* DATA:
<<<<

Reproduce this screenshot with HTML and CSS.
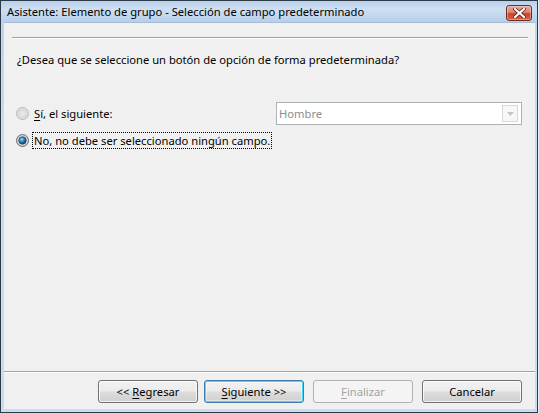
FILE: index.html
```html
<!DOCTYPE html>
<html lang="es">
<head>
<meta charset="utf-8">
<title>Asistente</title>
<link rel="stylesheet" href="styles.css">
</head>
<body>
<div class="window">
  <div class="titlebar">
    <span class="title">Asistente: Elemento de grupo - Selección de campo predeterminado</span>
    <div class="close">
      <svg width="13" height="10" viewBox="0 0 13 10"><path d="M2 1 L11 9 M11 1 L2 9" stroke="#5a1a10" stroke-width="3.6" stroke-linecap="square"/><path d="M2 1 L11 9 M11 1 L2 9" stroke="#ffffff" stroke-width="2.2" stroke-linecap="square"/></svg>
    </div>
  </div>
  <div class="client">
    <div class="rule rule-top"></div>
    <p class="question">¿Desea que se seleccione un botón de opción de forma predeterminada?</p>
    <div class="row row-yes">
      <span class="radio">
        <svg width="13" height="13" viewBox="0 0 13 13"><defs><radialGradient id="ru" cx="0.5" cy="0.5" r="0.5"><stop offset="0" stop-color="#f4f4f4"/><stop offset="1" stop-color="#d8d8d8"/></radialGradient></defs><circle cx="6.5" cy="6.5" r="6" fill="url(#ru)" stroke="#b9b9b9"/><circle cx="6.5" cy="6.5" r="3.6" fill="#e6e6e6" stroke="#d0d0d0" stroke-width="0.8"/></svg>
      </span>
      <span class="label"><u>S</u>í, el siguiente:</span>
      <div class="combo">
        <span class="combo-text">Hombre</span>
        <span class="combo-btn"><svg width="7" height="4" viewBox="0 0 7 4"><path d="M0 0 H7 L3.5 4 Z" fill="#c4c4c4"/></svg></span>
      </div>
    </div>
    <div class="row row-no">
      <span class="radio">
        <svg width="13" height="13" viewBox="0 0 13 13"><defs><radialGradient id="rc" cx="0.5" cy="0.5" r="0.5"><stop offset="0" stop-color="#f0f0f0"/><stop offset="1" stop-color="#c9c9c9"/></radialGradient><radialGradient id="dot" cx="0.4" cy="0.35" r="0.6"><stop offset="0" stop-color="#a9dcf7"/><stop offset="0.5" stop-color="#2f87c8"/><stop offset="1" stop-color="#163e66"/></radialGradient></defs><circle cx="6.5" cy="6.5" r="6" fill="url(#rc)" stroke="#6e6e6e"/><circle cx="6.5" cy="6.5" r="3.7" fill="url(#dot)" stroke="#1d4f7a" stroke-width="0.8"/></svg>
      </span>
      <span class="label focus">No, no debe ser seleccionado ningún campo.</span>
    </div>
    <div class="footer">
      <div class="rule rule-bottom"></div>
      <div class="buttons">
        <button class="btn btn-back">&lt;&lt; <u>R</u>egresar</button>
        <button class="btn btn-default"><u>S</u>iguiente &gt;&gt;</button>
        <button class="btn btn-disabled" disabled><u>F</u>inalizar</button>
        <button class="btn">Cancelar</button>
      </div>
    </div>
  </div>
</div>
</body>
</html>
```
FILE: styles.css
```css
* { box-sizing: border-box; }
html, body { margin: 0; padding: 0; }
body {
  width: 539px;
  height: 413px;
  background: #e9eef3;
  font-family: "Noto Sans", "Open Sans", sans-serif;
  font-size: 11.2px;
  color: #000;
  overflow: hidden;
}
.window {
  width: 538px;
  height: 413px;
  border: 1px solid #2d3a47;
  background: linear-gradient(to bottom, #bcd3ec 0%, #c8dbef 30%, #c9dcf0 100%);
  padding: 0 2px 3px 3px;
  display: flex;
  flex-direction: column;
}
.titlebar {
  height: 21px;
  display: flex;
  align-items: center;
  justify-content: space-between;
  background: linear-gradient(to bottom, #b9d0ea 0%, #cddff2 40%, #b8cfe9 100%);
  margin: 0 -2px 0 -3px;
  padding: 0 4px 0 6px;
}
.title {
  font-size: 11.2px;
  color: #000;
  white-space: nowrap;
  padding-bottom: 1px;
}
.close {
  width: 26px;
  height: 16px;
  margin-top: 3px;
  margin-right: 1px;
  border: 1px solid #6b2c22;
  border-radius: 3px;
  background: linear-gradient(to bottom, #e9a99a 0%, #dc8470 45%, #c6452d 55%, #d0654a 100%);
  box-shadow: inset 0 0 0 1px rgba(255,255,255,0.35);
  display: flex;
  align-items: center;
  justify-content: center;
}
.close svg { display: block; }
.client {
  flex: 1;
  background: #f0f0f0;
  display: flex;
  flex-direction: column;
  padding-top: 14px;
  border-top: 1px solid #a8bcd3;
}
.rule {
  height: 2px;
  border-top: 1px solid #a0a0a0;
  border-bottom: 1px solid #ffffff;
}
.rule-top { margin: 0 7px 0 8px; }
.question {
  margin: 13px 0 0 13px;
  line-height: 16px;
}
.row {
  display: flex;
  align-items: center;
  padding-left: 12px;
}
.row-yes { margin-top: 34px; height: 23px; }
.row-no { margin-top: 7px; height: 17px; }
.radio { width: 13px; height: 13px; display: block; }
.radio svg { display: block; }
.label {
  margin-left: 4px;
  line-height: 15px;
  padding: 0 1px;
  white-space: nowrap;
}
.focus { outline: 1px dotted #000; outline-offset: 0; }
.combo {
  margin-left: auto;
  margin-right: 13px;
  width: 246px;
  height: 23px;
  border: 1px solid #adb2b5;
  background: #fff;
  display: flex;
  align-items: center;
  justify-content: space-between;
  padding: 0 3px 0 2px;
}
.combo-text { color: #8d8d8d; }
.combo-btn {
  width: 16px;
  height: 17px;
  border: 1px solid #d7d7d7;
  background: #f7f7f7;
  display: flex;
  align-items: center;
  justify-content: center;
}
.combo-btn svg { display: block; }
.footer { margin-top: auto; }
.rule-bottom { margin: 0; }
.buttons {
  display: flex;
  justify-content: flex-end;
  padding: 7px 13px 6px 0;
  gap: 9px;
}
.btn {
  width: 100px;
  height: 23px;
  font-family: inherit;
  font-size: 11.2px;
  color: #000;
  border: 1px solid #707070;
  border-radius: 3px;
  background: linear-gradient(to bottom, #f2f2f2 0%, #ebebeb 48%, #dddddd 52%, #cfcfcf 100%);
  box-shadow: inset 0 0 0 1px rgba(255,255,255,0.75);
  padding: 0;
  line-height: 19px;
}
.btn-back { margin-right: -3px; }
.btn-default {
  border-color: #3c7fb1;
  box-shadow: inset 0 0 0 1px #48d8f8, inset 0 0 0 2px rgba(255,255,255,0.4);
  background: linear-gradient(to bottom, #f2f2f2 0%, #ebebeb 48%, #dddddd 52%, #cfcfcf 100%);
}
.btn-disabled {
  border-color: #adb2b5;
  background: #f4f4f4;
  box-shadow: none;
  color: #a3a3a3;
}
u { text-decoration: underline; text-underline-offset: 2px; }
```
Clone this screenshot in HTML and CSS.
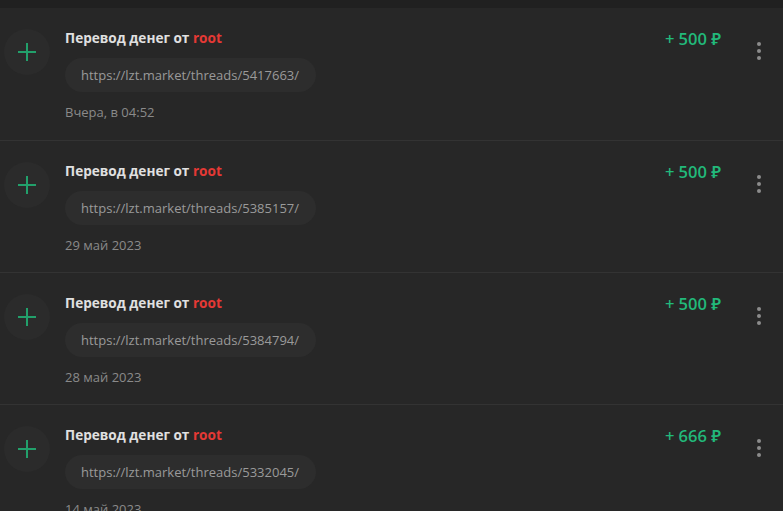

>>>>

Looking at the records above, work out how many lines include the word "screenshot", then give that number by itself.

2